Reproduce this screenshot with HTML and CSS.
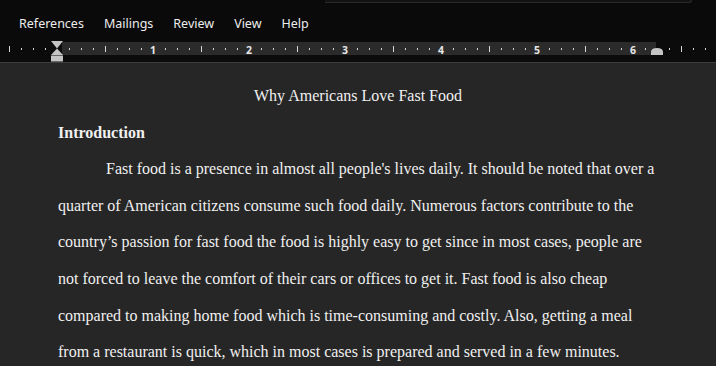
FILE: index.html
```html
<!DOCTYPE html>
<html lang="en">
<head>
    <meta charset="UTF-8">
    <title>Why Americans Love Fast Food - Word</title>
    <link rel="stylesheet" href="styles.css">
</head>
<body>
    <div class="top">
        <div class="search-edge"></div>
        <div class="tabs">
            <span class="tab">References</span>
            <span class="tab">Mailings</span>
            <span class="tab">Review</span>
            <span class="tab">View</span>
            <span class="tab">Help</span>
        </div>
    </div>

    <!-- ruler: one inch = 96px, origin at x=57 -->
    <div class="ruler">
        <svg width="716" height="22" viewBox="0 0 716 22">
            <defs>
                <pattern id="ticks" x="57" y="0" width="96" height="22" patternUnits="userSpaceOnUse">
                    <rect x="12" y="8" width="1" height="2" fill="#d6d6d6"/>
                    <rect x="24" y="8" width="1" height="2" fill="#d6d6d6"/>
                    <rect x="36" y="8" width="1" height="2" fill="#d6d6d6"/>
                    <rect x="48" y="6" width="1" height="6" fill="#d6d6d6"/>
                    <rect x="60" y="8" width="1" height="2" fill="#d6d6d6"/>
                    <rect x="72" y="8" width="1" height="2" fill="#d6d6d6"/>
                    <rect x="84" y="8" width="1" height="2" fill="#d6d6d6"/>
                </pattern>
            </defs>
            <rect x="62" y="2" width="594" height="13" fill="#2b2b2b"/>
            <rect x="0" y="0" width="716" height="22" fill="url(#ticks)"/>
            <g class="nums">
                <text x="153" y="13.5">1</text>
                <text x="249" y="13.5">2</text>
                <text x="345" y="13.5">3</text>
                <text x="441" y="13.5">4</text>
                <text x="537" y="13.5">5</text>
                <text x="633" y="13.5">6</text>
            </g>
            <!-- left indent -->
            <path d="M51 1 H63 L57 8.5 Z" fill="#c4c4c4"/>
            <path d="M57 8.5 L63 15 H51 Z" fill="#c4c4c4"/>
            <rect x="51" y="15.5" width="12" height="6" fill="#c4c4c4"/>
            <!-- right indent -->
            <path d="M651 15 V12 Q651 8 657 8 Q663 8 663 12 V15 Z" fill="#c4c4c4"/>
        </svg>
    </div>

    <div class="doc">
        <p class="title">Why Americans Love Fast Food</p>
        <p class="heading">Introduction</p>
        <p class="line indent">Fast food is a presence in almost all people's lives daily. It should be noted that over a</p>
        <p class="line">quarter of American citizens consume such food daily. Numerous factors contribute to the</p>
        <p class="line">country’s passion for fast food the food is highly easy to get since in most cases, people are</p>
        <p class="line">not forced to leave the comfort of their cars or offices to get it. Fast food is also cheap</p>
        <p class="line">compared to making home food which is time-consuming and costly. Also, getting a meal</p>
        <p class="line">from a restaurant is quick, which in most cases is prepared and served in a few minutes.</p>
    </div>
</body>
</html>
```

FILE: styles.css
```css
body {
    margin: 0;
    background: #262626;
    width: 716px;
    height: 366px;
    overflow: hidden;
}

.top {
    background: #0a0a0a;
    height: 40px;
    font-family: "Noto Sans", "Open Sans", sans-serif;
}

.search-edge {
    margin-left: 325px;
    width: 366px;
    height: 2px;
    background: #121212;
    border-bottom: 1px solid #2a2a2a;
    border-right: 1px solid #2a2a2a;
    border-bottom-right-radius: 4px;
}

.tabs {
    display: flex;
    gap: 20px;
    padding: 8px 0 0 19px;
}

.tab {
    color: #ededed;
    font-size: 12.5px;
    line-height: 26px;
}

.ruler {
    background: #0b0b0b;
    height: 22px;
    border-bottom: 1px solid #3e3e3e;
}

.ruler svg {
    display: block;
}

.nums text {
    fill: #e6e6e6;
    font-family: "Noto Sans", sans-serif;
    font-size: 10.5px;
    font-weight: bold;
    text-anchor: middle;
}

.doc {
    padding: 15px 0 0 58px;
    font-family: "Liberation Serif", "Times New Roman", serif;
    font-size: 16px;
    line-height: 36.6px;
    color: #f0f0f0;
}

.doc p {
    margin: 0;
    white-space: nowrap;
}

.title {
    width: 600px;
    text-align: center;
}

.heading {
    font-weight: bold;
}

.indent {
    text-indent: 48px;
}
```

**TASK DESCRIPTION**:
Copy the data character for character, but drop all pictures from the copy.

**COMPLETED TASK**:
Reproduce this screenshot with HTML and CSS.
FILE: index.html
```html
<!DOCTYPE html>
<html lang="en">
<head>
    <meta charset="UTF-8">
    <title>Why Americans Love Fast Food - Word</title>
    <link rel="stylesheet" href="styles.css">
</head>
<body>
    <div class="top">
        <div class="search-edge"></div>
        <div class="tabs">
            <span class="tab">References</span>
            <span class="tab">Mailings</span>
            <span class="tab">Review</span>
            <span class="tab">View</span>
            <span class="tab">Help</span>
        </div>
    </div>

    <!-- ruler: one inch = 96px, origin at x=57 -->
    <div class="ruler">
        <svg width="716" height="22" viewBox="0 0 716 22">
            <defs>
                <pattern id="ticks" x="57" y="0" width="96" height="22" patternUnits="userSpaceOnUse">
                    <rect x="12" y="8" width="1" height="2" fill="#d6d6d6"/>
                    <rect x="24" y="8" width="1" height="2" fill="#d6d6d6"/>
                    <rect x="36" y="8" width="1" height="2" fill="#d6d6d6"/>
                    <rect x="48" y="6" width="1" height="6" fill="#d6d6d6"/>
                    <rect x="60" y="8" width="1" height="2" fill="#d6d6d6"/>
                    <rect x="72" y="8" width="1" height="2" fill="#d6d6d6"/>
                    <rect x="84" y="8" width="1" height="2" fill="#d6d6d6"/>
                </pattern>
            </defs>
            <rect x="62" y="2" width="594" height="13" fill="#2b2b2b"/>
            <rect x="0" y="0" width="716" height="22" fill="url(#ticks)"/>
            <g class="nums">
                <text x="153" y="13.5">1</text>
                <text x="249" y="13.5">2</text>
                <text x="345" y="13.5">3</text>
                <text x="441" y="13.5">4</text>
                <text x="537" y="13.5">5</text>
                <text x="633" y="13.5">6</text>
            </g>
            <!-- left indent -->
            <path d="M51 1 H63 L57 8.5 Z" fill="#c4c4c4"/>
            <path d="M57 8.5 L63 15 H51 Z" fill="#c4c4c4"/>
            <rect x="51" y="15.5" width="12" height="6" fill="#c4c4c4"/>
            <!-- right indent -->
            <path d="M651 15 V12 Q651 8 657 8 Q663 8 663 12 V15 Z" fill="#c4c4c4"/>
        </svg>
    </div>

    <div class="doc">
        <p class="title">Why Americans Love Fast Food</p>
        <p class="heading">Introduction</p>
        <p class="line indent">Fast food is a presence in almost all people's lives daily. It should be noted that over a</p>
        <p class="line">quarter of American citizens consume such food daily. Numerous factors contribute to the</p>
        <p class="line">country’s passion for fast food the food is highly easy to get since in most cases, people are</p>
        <p class="line">not forced to leave the comfort of their cars or offices to get it. Fast food is also cheap</p>
        <p class="line">compared to making home food which is time-consuming and costly. Also, getting a meal</p>
        <p class="line">from a restaurant is quick, which in most cases is prepared and served in a few minutes.</p>
    </div>
</body>
</html>
```

FILE: styles.css
```css
body {
    margin: 0;
    background: #262626;
    width: 716px;
    height: 366px;
    overflow: hidden;
}

.top {
    background: #0a0a0a;
    height: 40px;
    font-family: "Noto Sans", "Open Sans", sans-serif;
}

.search-edge {
    margin-left: 325px;
    width: 366px;
    height: 2px;
    background: #121212;
    border-bottom: 1px solid #2a2a2a;
    border-right: 1px solid #2a2a2a;
    border-bottom-right-radius: 4px;
}

.tabs {
    display: flex;
    gap: 20px;
    padding: 8px 0 0 19px;
}

.tab {
    color: #ededed;
    font-size: 12.5px;
    line-height: 26px;
}

.ruler {
    background: #0b0b0b;
    height: 22px;
    border-bottom: 1px solid #3e3e3e;
}

.ruler svg {
    display: block;
}

.nums text {
    fill: #e6e6e6;
    font-family: "Noto Sans", sans-serif;
    font-size: 10.5px;
    font-weight: bold;
    text-anchor: middle;
}

.doc {
    padding: 15px 0 0 58px;
    font-family: "Liberation Serif", "Times New Roman", serif;
    font-size: 16px;
    line-height: 36.6px;
    color: #f0f0f0;
}

.doc p {
    margin: 0;
    white-space: nowrap;
}

.title {
    width: 600px;
    text-align: center;
}

.heading {
    font-weight: bold;
}

.indent {
    text-indent: 48px;
}
```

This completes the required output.